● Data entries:
►
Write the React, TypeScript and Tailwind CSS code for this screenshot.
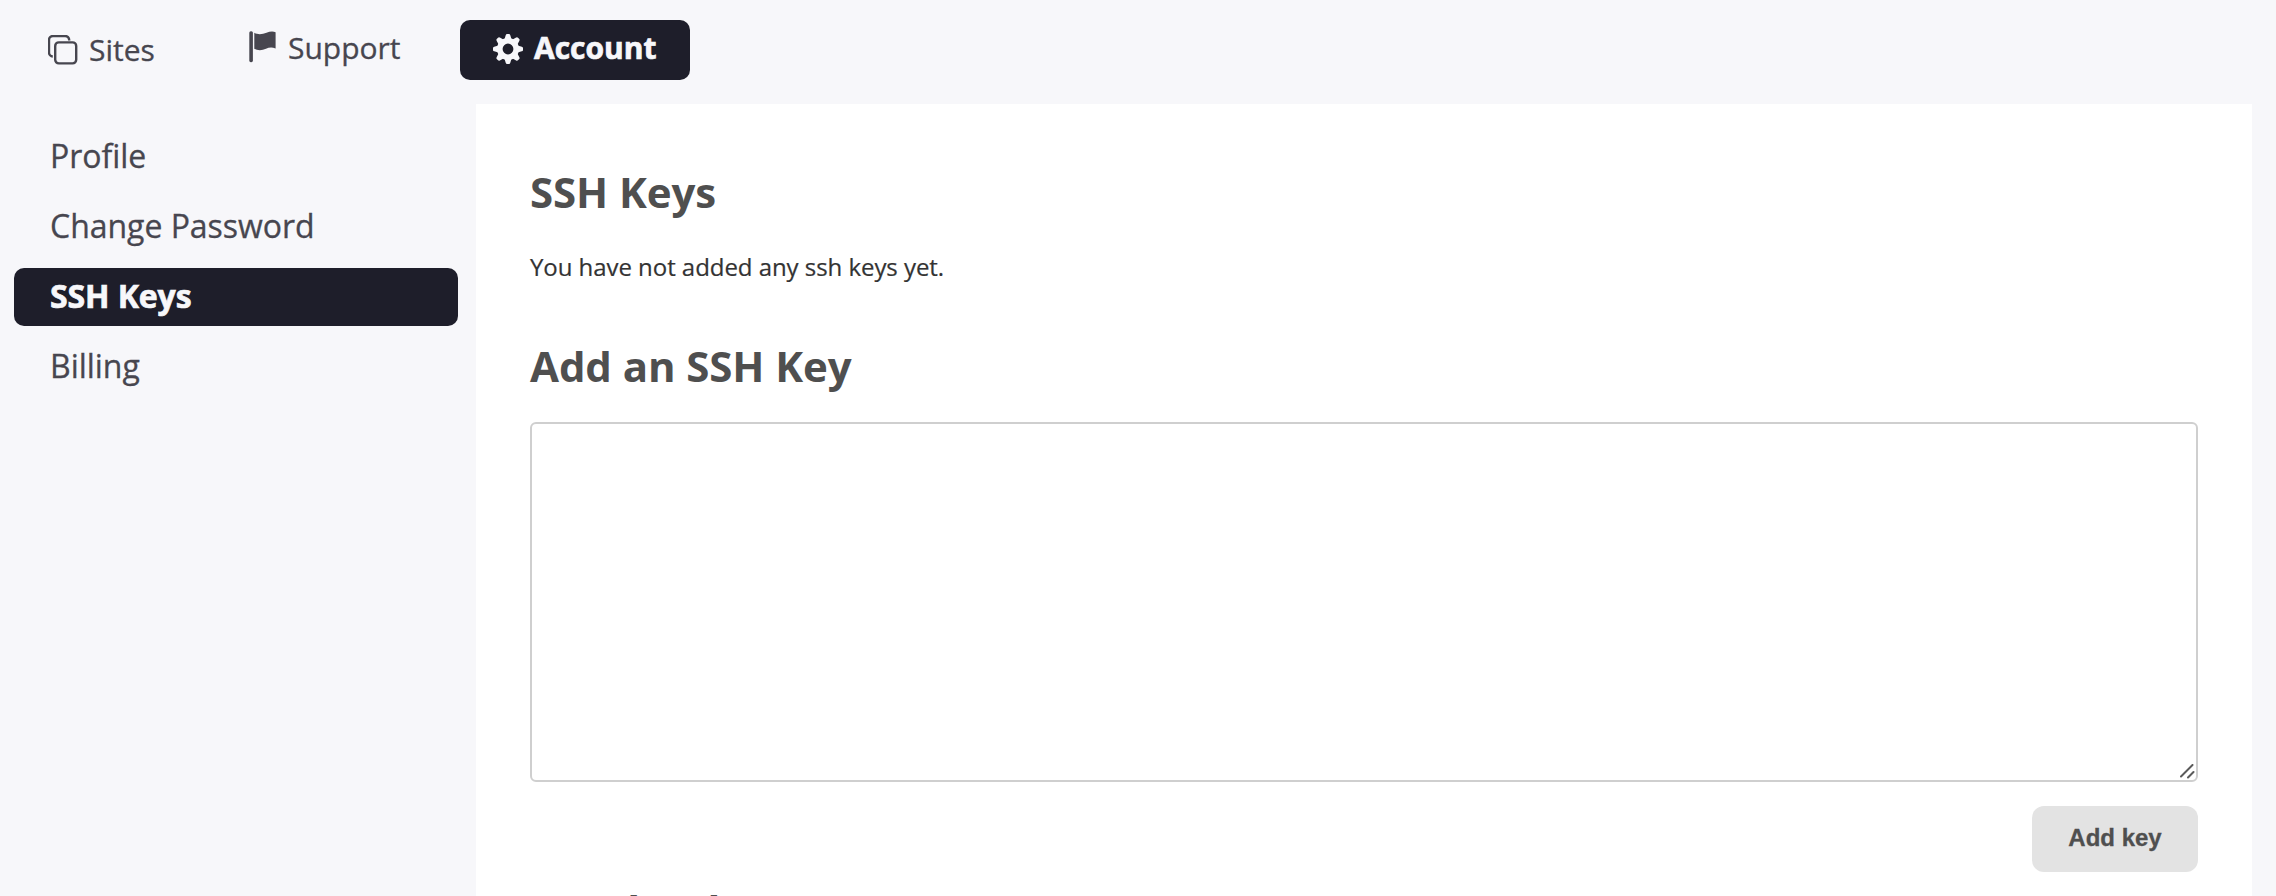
import React from "react";

function SitesIcon() {
  return (
    <svg width="30" height="30" viewBox="0 0 30 30" fill="none" stroke="currentColor" strokeWidth="2.4">
      <path d="M21.2 5.6 V5 a4 4 0 0 0 -4 -4 H5 a4 4 0 0 0 -4 4 V17.5 a4 4 0 0 0 3.8 4" />
      <rect x="7.2" y="7.4" width="21" height="21" rx="3.6" />
    </svg>
  );
}

function FlagIcon() {
  return (
    <svg width="28" height="32" viewBox="0 0 28 32" fill="currentColor">
      <rect x="1.3" y="0.2" width="3.6" height="31" rx="1.6" />
      <path d="M6.3 1.8 C10 4 14.5 3.4 18.5 1.8 C22 .3 25.2 .3 27.6 1.2 V17.6 C24 16 21 16.4 18 17.8 C14 19.6 9.5 19.6 6.3 17.8Z" />
    </svg>
  );
}

function GearIcon() {
  return (
    <svg width="30" height="30" viewBox="-15 -15 30 30" fill="currentColor">
      <circle r="8.2" fill="none" stroke="currentColor" strokeWidth="5.6" />
      {[0, 45, 90, 135, 180, 225, 270, 315].map((a) => (
        <path key={a} transform={`rotate(${a})`} d="M-3.6 -9.5 L-2.3 -13.8 Q-2 -15 -.9 -15 H.9 Q2 -15 2.3 -13.8 L3.6 -9.5Z" />
      ))}
    </svg>
  );
}

const links = ["Profile", "Change Password", "SSH Keys", "Billing"];

export default function App() {
  return (
    <div className="flex h-[896px] flex-col overflow-hidden bg-[#f7f7fa] font-['Open_Sans',sans-serif] text-[#47464f]">
      <nav className="flex h-[104px] shrink-0 items-start pt-5 text-[30px]">
        <a className="ml-12 flex h-[60px] w-[200px] items-center gap-[11px] [-webkit-text-stroke:0.3px]">
          <SitesIcon />
          <span className="pb-0.5">Sites</span>
        </a>
        <a className="flex h-[54px] w-[212px] items-center gap-3 [-webkit-text-stroke:0.3px]">
          <FlagIcon />
          <span>Support</span>
        </a>
        <a className="flex h-[60px] w-[230px] items-center gap-[11px] rounded-[10px] bg-[#1e1e2a] pb-0.5 pl-[33px] font-bold text-[#f7f7fa] [-webkit-text-stroke:0.7px]">
          <GearIcon />
          <span className="pb-1">Account</span>
        </a>
      </nav>
      <div className="flex min-h-0 grow">
        <aside className="flex w-[476px] shrink-0 flex-col gap-3 pt-6 pr-[18px] pl-[14px] text-[32px] leading-[56px]">
          {links.map((l) => (
            <a
              key={l}
              className={
                l === "SSH Keys"
                  ? "h-[58px] rounded-[10px] bg-[#1e1e2a] pl-9 font-bold tracking-[-0.1px] text-[#f7f7fa] [-webkit-text-stroke:0.7px]"
                  : "h-[58px] pl-9 tracking-[-0.03px] [-webkit-text-stroke:0.3px]"
              }
            >
              {l}
            </a>
          ))}
        </aside>
        <main className="mr-6 grow bg-white px-[54px] pt-[59px]">
          <h2 className="text-[42px] leading-[58px] font-bold tracking-[-0.1px] text-[#4f4f4f]">SSH Keys</h2>
          <p className="mt-7 text-[24px] leading-9 tracking-[-0.05px] text-[#333] [-webkit-text-stroke:0.2px]">You have not added any ssh keys yet.</p>
          <h2 className="mt-[52px] text-[42px] leading-[58px] font-bold tracking-[-0.1px] text-[#4f4f4f]">Add an SSH Key</h2>
          <div className="mt-[27px] flex h-[360px] items-end justify-end rounded-[6px] border-2 border-[#cfcfcf]">
            <svg width="16" height="16" viewBox="0 0 16 16" fill="none" stroke="#5a5a5a" strokeWidth="2" strokeLinecap="round">
              <path d="M1 12.5 L12.5 1 M8 13.5 L13.5 8" />
            </svg>
          </div>
          <div className="mt-6 flex justify-end">
            <button className="h-[66px] w-[166px] rounded-[12px] bg-[#e3e3e3] pb-0.5 font-['Liberation_Sans',sans-serif] text-[24px] font-bold text-[#4f4f4f] [-webkit-text-stroke:0.3px]">
              Add key
            </button>
          </div>
          <h2 className="mt-[9px] text-[42px] leading-[58px] font-bold tracking-[-0.1px] text-[#4f4f4f]">Need Help?</h2>
        </main>
      </div>
    </div>
  );
}
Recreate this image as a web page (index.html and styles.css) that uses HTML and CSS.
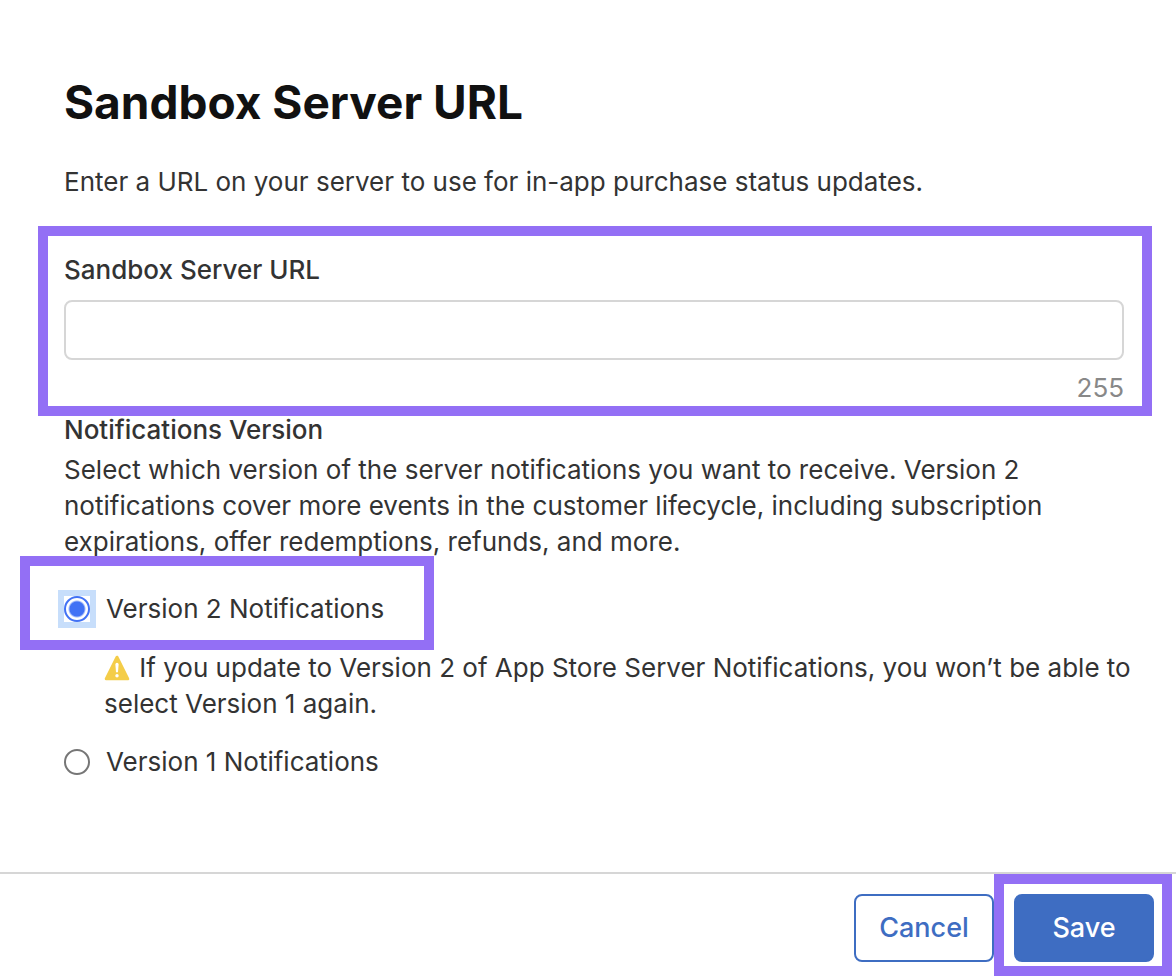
FILE: index.html
```html
<!DOCTYPE html>
<html lang="en">
<head>
  <meta charset="UTF-8" />
  <meta name="viewport" content="width=device-width, initial-scale=1.0" />
  <title>Sandbox Server URL</title>
  <link rel="stylesheet" href="styles.css">
</head>

<body>
  <form class="dialog">
    <main class="content">
      <h1>Sandbox Server URL</h1>
      <p class="intro">Enter a URL on your server to use for in-app purchase status updates.</p>

      <div class="field highlight">
        <label for="serverUrl">Sandbox Server URL</label>
        <input type="text" id="serverUrl" maxlength="255" />
        <span class="counter">255</span>
      </div>

      <fieldset class="versions">
        <legend>Notifications Version</legend>
        <p class="help">Select which version of the server notifications you want to receive. Version 2 notifications cover more events in the customer lifecycle, including subscription expirations, offer redemptions, refunds, and more.</p>

        <div class="option highlight">
          <input type="radio" name="version" id="version2" checked />
          <label for="version2">Version 2 Notifications</label>
        </div>
        <p class="warning">
          <svg class="warning-icon" viewBox="0 0 26 26" aria-hidden="true">
            <path d="M13 2.2 23.8 23.8H2.2z" fill="#f4cd49" stroke="#f4cd49" stroke-width="3" stroke-linejoin="round" />
            <path d="M11.4 9.4a1.6 1.6 0 0 1 3.2 0L14 17.2h-2z" fill="#fff" />
            <circle cx="13" cy="20.7" r="1.7" fill="#fff" />
          </svg>
          If you update to Version 2 of App Store Server Notifications, you won’t be able to select Version 1 again.
        </p>
        <div class="option">
          <input type="radio" name="version" id="version1" />
          <label for="version1">Version 1 Notifications</label>
        </div>
      </fieldset>
    </main>

    <footer class="actions">
      <button type="button" class="btn cancel">Cancel</button>
      <div class="save-box highlight">
        <button type="submit" class="btn save">Save</button>
      </div>
    </footer>
  </form>
</body>
</html>
```
FILE: styles.css
```css
*,
*::before {
  box-sizing: border-box;
}

body {
  margin: 0;
  background: #fff;
  color: #333;
  font-family: Inter, "Liberation Sans", sans-serif;
  font-size: 26px;
  line-height: 36px;
}

.dialog {
  display: flex;
  flex-direction: column;
  min-height: 100vh;
}

.content {
  flex: 1;
  padding: 72px 24px 0 20px;
}

h1 {
  margin: 0 44px;
  color: #111;
  font-size: 46px;
  line-height: 60px;
  font-weight: 700;
}

.intro {
  margin: 32px 44px 26px;
}

.highlight {
  border: 10px solid #936ff5;
}

.field {
  display: flex;
  flex-direction: column;
  margin-left: 18px;
  padding: 16px 18px 0 16px;
}

.field label,
legend {
  font-weight: 500;
}

.field input {
  width: 100%;
  height: 60px;
  margin: 12px 0 10px;
  padding: 0 16px;
  border: 2px solid #d6d6d6;
  border-radius: 8px;
  font: inherit;
}

.counter {
  align-self: flex-end;
  color: #888;
}

.versions {
  margin: 0;
  padding: 0;
  border: 0;
}

legend {
  margin-left: 44px;
  padding: 0;
  line-height: 28px;
}

.help {
  margin: 8px 44px -4px;
}

.option {
  display: flex;
  align-items: center;
  gap: 16px;
  padding: 0 44px;
}

.option.highlight {
  width: 414px;
  height: 94px;
  padding: 12px 34px 0;
}

.option input {
  appearance: none;
  flex-shrink: 0;
  width: 26px;
  height: 26px;
  margin: 0;
}

.option input::before {
  content: "";
  display: block;
  width: 26px;
  height: 26px;
  border: 2px solid #767676;
  border-radius: 50%;
}

.option input:checked {
  outline: 6px solid #c7defb;
}

.option input:checked::before {
  border-color: #4272f5;
  background: radial-gradient(circle, #4272f5 7px, #fff 9px);
}

.warning {
  margin: 0 16px 22px 84px;
}

.warning-icon {
  width: 26px;
  height: 26px;
  margin-right: 2px;
  vertical-align: -4px;
}

.actions {
  display: flex;
  justify-content: flex-end;
  align-items: flex-start;
  padding: 0 4px 4px 0;
  border-top: 2px solid #d6d6d6;
}

.btn {
  width: 140px;
  height: 68px;
  border: 2px solid #3e6dc2;
  border-radius: 8px;
  font: inherit;
  font-size: 27px;
  font-weight: 500;
  cursor: pointer;
}

.cancel {
  margin-top: 20px;
  background: #fff;
  color: #3e6dc2;
}

.save {
  background: #3e6dc2;
  color: #fff;
}

.save-box {
  display: flex;
  padding: 10px 8px 4px 10px;
}
```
◄
● TASK OBJECTIVE: Go through the listing above and pull out each line containing the word "React".

● FULL SOLUTION:
Write the React, TypeScript and Tailwind CSS code for this screenshot.
import React from "react";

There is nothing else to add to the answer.